Adjusting East-West trade

Americans interested in expanding world commerce and free trade should be alert to a debate soon to get under way in Congress. At issue: Whether lawmakers should adopt tough new national security restrictions regarding the sale of US goods abroad.

Unfortunately, any additional controls - as now advocated by many Washington officials - could drive a new wedge between the US and its European trading allies.

What has happened to bring the issue before Congress is the expiration later this month of the Export Administration Act (EAA). That law provides foreign policy and national security controls that enable the federal government to restrict the sale of US technology abroad - particularly to communist nations. Committees in both the Senate and House have now passed bills that would extend the EAA. The Senate measure would tighten national security restrictions. The House measure would ease current restrictions. House lawmakers expect to debate their version within the next week or so.
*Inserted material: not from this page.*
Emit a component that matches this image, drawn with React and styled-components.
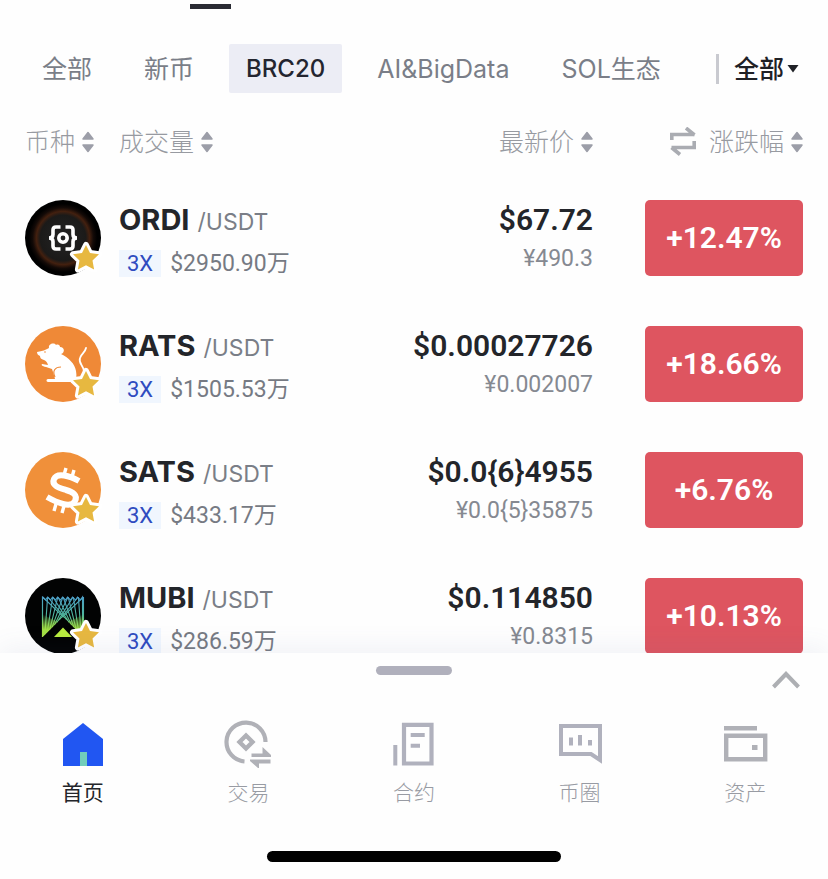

The Senate is expected to begin debate during the next several weeks.

The United States, of course, should carefully review exports to hold back supersensitive technology that might have obvious defense or national security implications. But often such technology is similar to what could be obtained from companies in other nations. And surely, the US would seem to have dubious legal justification for restricting the sale of goods or technology made by US subsidiaries operating abroad.

If the past few years have taught any lesson in the area of export controls, it would be that imposing trade restrictions provokes unnecessary ill-will between the US and its NATO trading partners. A prime example: the friction raised by the US ban on exports of gas pipeline equipment to the Soviet Union.

What, then, should lawmakers do about the Export Administration Act?

The more modest House measure seems preferable to the Senate bill. The House bill would extend the EAA for two years, rather than the six years provided in the Senate measure.

More important, it would ease export restrictions, while still providing essential safeguards when genuine national security factors are clearly involved in a particular sale.

The measure would prohibit the export of Alaskan oil and bar sales of goods to foreign embassies under certain conditions.

The House measure also includes a provision that would protect contracts that are currently in effect.

Trade restrictions could be imposed on existing contracts, but only if Congress or the president determines that such restrictions are necessary.

Overregulation of exports would be inconsistent with free trade.